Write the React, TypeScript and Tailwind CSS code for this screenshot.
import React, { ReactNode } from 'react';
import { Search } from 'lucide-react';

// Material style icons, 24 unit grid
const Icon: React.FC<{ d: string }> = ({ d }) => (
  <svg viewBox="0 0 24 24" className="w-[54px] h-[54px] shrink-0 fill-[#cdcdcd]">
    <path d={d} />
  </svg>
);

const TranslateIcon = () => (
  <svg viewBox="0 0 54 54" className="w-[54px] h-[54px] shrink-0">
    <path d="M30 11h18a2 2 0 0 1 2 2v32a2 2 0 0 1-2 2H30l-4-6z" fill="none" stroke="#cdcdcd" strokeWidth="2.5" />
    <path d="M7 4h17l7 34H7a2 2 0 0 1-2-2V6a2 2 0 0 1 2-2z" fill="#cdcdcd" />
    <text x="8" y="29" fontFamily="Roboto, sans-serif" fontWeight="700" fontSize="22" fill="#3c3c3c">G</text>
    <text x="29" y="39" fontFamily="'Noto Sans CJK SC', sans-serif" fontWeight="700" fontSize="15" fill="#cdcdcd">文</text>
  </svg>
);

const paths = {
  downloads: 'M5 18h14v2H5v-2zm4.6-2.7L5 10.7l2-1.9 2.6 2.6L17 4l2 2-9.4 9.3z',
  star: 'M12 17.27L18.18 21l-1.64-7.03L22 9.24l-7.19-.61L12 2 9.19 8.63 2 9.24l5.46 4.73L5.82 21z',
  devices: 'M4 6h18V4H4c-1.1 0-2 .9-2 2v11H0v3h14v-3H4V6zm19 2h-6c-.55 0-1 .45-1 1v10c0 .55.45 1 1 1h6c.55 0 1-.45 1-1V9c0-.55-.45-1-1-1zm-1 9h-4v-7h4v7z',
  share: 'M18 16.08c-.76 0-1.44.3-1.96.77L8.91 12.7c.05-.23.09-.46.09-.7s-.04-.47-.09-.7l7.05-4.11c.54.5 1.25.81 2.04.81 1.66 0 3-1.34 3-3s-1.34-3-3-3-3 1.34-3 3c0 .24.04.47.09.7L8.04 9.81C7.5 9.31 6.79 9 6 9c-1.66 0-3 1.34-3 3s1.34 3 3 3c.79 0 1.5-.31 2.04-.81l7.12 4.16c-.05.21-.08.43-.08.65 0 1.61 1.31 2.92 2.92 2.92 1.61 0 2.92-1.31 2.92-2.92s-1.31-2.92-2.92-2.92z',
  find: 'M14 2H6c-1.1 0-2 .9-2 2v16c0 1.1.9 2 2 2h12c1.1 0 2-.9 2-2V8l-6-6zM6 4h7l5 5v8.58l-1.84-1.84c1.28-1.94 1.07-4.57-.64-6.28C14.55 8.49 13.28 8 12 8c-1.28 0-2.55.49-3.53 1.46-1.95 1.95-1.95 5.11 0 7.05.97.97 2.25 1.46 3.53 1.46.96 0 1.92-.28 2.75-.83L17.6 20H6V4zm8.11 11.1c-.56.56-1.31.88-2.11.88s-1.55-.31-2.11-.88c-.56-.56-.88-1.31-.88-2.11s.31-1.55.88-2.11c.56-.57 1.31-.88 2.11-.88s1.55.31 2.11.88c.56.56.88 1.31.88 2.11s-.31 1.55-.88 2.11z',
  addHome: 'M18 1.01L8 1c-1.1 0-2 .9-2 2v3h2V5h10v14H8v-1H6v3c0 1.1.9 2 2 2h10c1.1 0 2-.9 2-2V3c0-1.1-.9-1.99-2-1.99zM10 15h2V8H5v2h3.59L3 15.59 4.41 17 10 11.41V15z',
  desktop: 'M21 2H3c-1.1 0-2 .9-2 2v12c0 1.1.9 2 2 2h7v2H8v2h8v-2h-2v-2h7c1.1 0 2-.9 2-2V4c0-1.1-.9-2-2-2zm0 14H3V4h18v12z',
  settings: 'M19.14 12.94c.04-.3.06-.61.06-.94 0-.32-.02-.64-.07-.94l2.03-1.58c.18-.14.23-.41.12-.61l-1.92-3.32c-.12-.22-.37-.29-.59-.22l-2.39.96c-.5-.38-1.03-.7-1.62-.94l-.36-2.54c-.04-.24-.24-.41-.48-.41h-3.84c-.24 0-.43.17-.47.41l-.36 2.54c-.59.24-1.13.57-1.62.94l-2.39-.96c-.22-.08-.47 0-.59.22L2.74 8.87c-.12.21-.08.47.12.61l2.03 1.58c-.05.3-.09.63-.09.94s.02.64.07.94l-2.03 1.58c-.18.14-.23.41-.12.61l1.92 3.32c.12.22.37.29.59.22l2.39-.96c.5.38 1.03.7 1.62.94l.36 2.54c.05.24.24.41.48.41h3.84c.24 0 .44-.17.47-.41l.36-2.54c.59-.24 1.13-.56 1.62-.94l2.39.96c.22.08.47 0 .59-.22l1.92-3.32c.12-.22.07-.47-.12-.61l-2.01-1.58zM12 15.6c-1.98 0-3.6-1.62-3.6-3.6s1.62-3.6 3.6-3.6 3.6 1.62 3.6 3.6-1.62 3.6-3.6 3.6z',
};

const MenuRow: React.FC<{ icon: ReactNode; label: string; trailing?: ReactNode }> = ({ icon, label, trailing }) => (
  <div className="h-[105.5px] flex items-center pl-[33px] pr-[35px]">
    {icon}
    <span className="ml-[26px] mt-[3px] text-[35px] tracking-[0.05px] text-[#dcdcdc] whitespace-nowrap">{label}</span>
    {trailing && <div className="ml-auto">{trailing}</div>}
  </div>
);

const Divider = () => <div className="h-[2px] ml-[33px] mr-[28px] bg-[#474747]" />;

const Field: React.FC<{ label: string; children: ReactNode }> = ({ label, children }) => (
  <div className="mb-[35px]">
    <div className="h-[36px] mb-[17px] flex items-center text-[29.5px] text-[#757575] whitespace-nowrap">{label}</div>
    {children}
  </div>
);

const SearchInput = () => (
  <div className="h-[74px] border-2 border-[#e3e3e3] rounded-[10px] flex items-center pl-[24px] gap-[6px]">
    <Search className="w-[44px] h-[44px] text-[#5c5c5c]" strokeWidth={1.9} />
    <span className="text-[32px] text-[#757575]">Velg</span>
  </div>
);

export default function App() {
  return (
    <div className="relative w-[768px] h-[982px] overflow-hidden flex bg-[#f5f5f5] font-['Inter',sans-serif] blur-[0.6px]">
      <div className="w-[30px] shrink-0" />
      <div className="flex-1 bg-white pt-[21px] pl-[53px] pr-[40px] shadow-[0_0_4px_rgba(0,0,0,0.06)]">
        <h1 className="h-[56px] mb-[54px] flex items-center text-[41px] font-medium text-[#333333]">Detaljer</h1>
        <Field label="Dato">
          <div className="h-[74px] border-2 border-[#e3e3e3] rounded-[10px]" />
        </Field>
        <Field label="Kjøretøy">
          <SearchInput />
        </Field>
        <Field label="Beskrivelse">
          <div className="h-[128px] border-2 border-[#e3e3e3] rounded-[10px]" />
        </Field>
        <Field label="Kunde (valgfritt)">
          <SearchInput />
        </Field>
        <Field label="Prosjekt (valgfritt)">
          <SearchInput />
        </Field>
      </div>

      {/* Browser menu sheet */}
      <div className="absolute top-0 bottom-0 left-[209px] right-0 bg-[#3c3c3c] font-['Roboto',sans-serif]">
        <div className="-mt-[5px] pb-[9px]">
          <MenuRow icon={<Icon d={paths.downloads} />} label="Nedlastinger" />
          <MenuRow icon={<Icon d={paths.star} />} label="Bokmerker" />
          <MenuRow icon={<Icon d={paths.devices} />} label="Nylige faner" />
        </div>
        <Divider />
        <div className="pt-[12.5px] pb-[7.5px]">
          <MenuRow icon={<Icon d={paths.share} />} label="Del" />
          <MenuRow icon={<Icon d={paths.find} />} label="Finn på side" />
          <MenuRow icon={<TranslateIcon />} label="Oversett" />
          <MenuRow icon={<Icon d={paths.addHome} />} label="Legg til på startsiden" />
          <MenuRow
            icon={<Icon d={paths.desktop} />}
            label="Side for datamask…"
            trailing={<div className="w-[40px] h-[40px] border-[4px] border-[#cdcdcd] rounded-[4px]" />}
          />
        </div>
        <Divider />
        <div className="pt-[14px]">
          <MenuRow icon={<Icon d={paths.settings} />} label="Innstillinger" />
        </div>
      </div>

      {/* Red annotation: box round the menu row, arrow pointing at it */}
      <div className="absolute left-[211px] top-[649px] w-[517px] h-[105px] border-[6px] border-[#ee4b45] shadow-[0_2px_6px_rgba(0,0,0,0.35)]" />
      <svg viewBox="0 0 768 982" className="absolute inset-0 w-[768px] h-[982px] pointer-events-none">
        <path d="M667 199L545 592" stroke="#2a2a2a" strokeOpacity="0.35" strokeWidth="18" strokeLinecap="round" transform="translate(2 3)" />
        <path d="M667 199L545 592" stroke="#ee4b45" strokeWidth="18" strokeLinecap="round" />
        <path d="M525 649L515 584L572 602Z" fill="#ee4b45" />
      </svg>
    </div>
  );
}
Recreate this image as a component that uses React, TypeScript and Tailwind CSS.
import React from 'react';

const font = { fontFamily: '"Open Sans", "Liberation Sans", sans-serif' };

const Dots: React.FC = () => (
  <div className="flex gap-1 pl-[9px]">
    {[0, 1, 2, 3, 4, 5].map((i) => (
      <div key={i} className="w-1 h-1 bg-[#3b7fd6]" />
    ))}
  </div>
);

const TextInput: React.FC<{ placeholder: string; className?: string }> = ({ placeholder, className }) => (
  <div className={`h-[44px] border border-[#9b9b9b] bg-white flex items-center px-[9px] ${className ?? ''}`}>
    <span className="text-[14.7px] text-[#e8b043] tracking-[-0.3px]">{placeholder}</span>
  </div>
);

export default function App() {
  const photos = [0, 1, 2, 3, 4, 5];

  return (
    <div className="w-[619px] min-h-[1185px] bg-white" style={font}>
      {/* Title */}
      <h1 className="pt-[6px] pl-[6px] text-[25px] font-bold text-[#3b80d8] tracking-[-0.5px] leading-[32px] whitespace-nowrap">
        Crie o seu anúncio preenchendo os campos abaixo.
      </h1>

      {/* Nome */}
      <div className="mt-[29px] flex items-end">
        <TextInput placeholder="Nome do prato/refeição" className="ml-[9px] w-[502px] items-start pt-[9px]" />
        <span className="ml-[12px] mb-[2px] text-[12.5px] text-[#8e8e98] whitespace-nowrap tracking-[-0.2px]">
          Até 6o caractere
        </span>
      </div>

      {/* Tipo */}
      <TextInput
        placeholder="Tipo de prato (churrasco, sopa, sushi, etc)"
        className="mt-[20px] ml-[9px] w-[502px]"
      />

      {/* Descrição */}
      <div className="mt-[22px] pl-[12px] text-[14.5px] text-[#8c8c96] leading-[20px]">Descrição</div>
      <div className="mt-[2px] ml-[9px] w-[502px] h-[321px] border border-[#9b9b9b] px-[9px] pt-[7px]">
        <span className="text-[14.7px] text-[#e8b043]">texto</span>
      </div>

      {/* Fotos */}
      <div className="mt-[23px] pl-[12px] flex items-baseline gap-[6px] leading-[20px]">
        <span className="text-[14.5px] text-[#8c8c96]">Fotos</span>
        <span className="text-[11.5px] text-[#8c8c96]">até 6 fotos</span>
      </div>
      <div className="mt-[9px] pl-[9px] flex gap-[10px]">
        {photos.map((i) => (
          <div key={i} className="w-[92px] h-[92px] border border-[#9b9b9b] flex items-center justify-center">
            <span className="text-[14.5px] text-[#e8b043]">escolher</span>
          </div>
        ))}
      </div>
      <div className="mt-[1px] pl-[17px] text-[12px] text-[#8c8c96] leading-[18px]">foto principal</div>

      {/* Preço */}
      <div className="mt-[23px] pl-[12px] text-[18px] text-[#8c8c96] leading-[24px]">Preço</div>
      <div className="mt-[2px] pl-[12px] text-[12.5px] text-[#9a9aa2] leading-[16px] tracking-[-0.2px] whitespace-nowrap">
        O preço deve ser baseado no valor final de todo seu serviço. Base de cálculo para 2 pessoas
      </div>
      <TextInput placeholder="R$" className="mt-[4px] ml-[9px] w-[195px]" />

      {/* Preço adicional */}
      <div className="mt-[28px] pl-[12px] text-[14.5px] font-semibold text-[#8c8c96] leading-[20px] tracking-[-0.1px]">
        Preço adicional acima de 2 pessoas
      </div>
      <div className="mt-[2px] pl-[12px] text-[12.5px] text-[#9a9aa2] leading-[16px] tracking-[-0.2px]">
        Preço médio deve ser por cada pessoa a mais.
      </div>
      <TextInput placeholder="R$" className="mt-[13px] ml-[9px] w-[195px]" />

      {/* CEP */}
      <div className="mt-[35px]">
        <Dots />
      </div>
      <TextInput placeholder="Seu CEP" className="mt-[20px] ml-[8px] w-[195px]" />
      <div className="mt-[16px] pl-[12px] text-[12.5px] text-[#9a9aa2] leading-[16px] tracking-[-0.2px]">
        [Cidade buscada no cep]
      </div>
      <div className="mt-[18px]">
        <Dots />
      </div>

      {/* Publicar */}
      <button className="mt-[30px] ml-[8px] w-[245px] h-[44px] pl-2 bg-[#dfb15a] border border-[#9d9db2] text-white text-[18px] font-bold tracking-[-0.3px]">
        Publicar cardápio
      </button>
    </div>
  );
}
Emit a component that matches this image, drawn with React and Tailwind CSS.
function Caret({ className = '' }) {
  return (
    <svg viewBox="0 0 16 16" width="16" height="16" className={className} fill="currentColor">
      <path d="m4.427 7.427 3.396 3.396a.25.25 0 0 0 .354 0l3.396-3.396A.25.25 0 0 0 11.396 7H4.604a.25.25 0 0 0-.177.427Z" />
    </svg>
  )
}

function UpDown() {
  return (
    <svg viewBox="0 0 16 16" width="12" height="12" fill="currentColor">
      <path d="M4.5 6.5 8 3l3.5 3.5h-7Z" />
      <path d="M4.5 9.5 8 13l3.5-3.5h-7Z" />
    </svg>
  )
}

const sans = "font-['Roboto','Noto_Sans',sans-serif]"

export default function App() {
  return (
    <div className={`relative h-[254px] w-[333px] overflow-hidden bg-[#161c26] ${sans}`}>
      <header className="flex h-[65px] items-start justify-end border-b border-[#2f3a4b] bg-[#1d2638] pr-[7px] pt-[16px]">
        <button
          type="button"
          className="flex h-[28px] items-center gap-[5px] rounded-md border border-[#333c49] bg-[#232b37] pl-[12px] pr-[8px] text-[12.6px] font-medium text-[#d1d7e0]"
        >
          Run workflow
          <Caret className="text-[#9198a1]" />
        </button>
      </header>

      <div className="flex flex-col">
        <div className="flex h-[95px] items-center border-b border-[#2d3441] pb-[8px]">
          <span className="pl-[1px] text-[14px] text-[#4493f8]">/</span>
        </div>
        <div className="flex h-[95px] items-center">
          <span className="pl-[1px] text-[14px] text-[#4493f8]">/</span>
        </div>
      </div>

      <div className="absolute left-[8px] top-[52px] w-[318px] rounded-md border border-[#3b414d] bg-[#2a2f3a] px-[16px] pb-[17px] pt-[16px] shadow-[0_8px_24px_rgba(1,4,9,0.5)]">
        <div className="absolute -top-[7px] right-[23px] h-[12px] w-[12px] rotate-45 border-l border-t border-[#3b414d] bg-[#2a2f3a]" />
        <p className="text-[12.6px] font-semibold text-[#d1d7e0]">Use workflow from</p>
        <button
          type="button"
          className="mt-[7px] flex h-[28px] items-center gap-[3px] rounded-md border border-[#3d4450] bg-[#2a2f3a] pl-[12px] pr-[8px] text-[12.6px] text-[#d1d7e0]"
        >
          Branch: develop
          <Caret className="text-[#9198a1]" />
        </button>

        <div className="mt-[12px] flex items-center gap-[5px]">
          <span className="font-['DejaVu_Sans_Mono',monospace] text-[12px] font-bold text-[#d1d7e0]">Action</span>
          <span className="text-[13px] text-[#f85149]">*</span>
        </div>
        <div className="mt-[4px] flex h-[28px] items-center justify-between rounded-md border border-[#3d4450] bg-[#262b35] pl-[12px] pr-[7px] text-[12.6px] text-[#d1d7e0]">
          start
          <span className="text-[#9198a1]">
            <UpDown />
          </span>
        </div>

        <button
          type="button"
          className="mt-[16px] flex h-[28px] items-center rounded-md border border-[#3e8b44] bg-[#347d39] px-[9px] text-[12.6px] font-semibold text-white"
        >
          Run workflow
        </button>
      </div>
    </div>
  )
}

Written exercise: Retype exactly, and only, the lines from the one containing "Recreate this image" through the one containing "const photos = [0, 1, 2, 3, 4, 5];", both included.

Answer to the exercise:
Recreate this image as a component that uses React, TypeScript and Tailwind CSS.
import React from 'react';

const font = { fontFamily: '"Open Sans", "Liberation Sans", sans-serif' };

const Dots: React.FC = () => (
  <div className="flex gap-1 pl-[9px]">
    {[0, 1, 2, 3, 4, 5].map((i) => (
      <div key={i} className="w-1 h-1 bg-[#3b7fd6]" />
    ))}
  </div>
);

const TextInput: React.FC<{ placeholder: string; className?: string }> = ({ placeholder, className }) => (
  <div className={`h-[44px] border border-[#9b9b9b] bg-white flex items-center px-[9px] ${className ?? ''}`}>
    <span className="text-[14.7px] text-[#e8b043] tracking-[-0.3px]">{placeholder}</span>
  </div>
);

export default function App() {
  const photos = [0, 1, 2, 3, 4, 5];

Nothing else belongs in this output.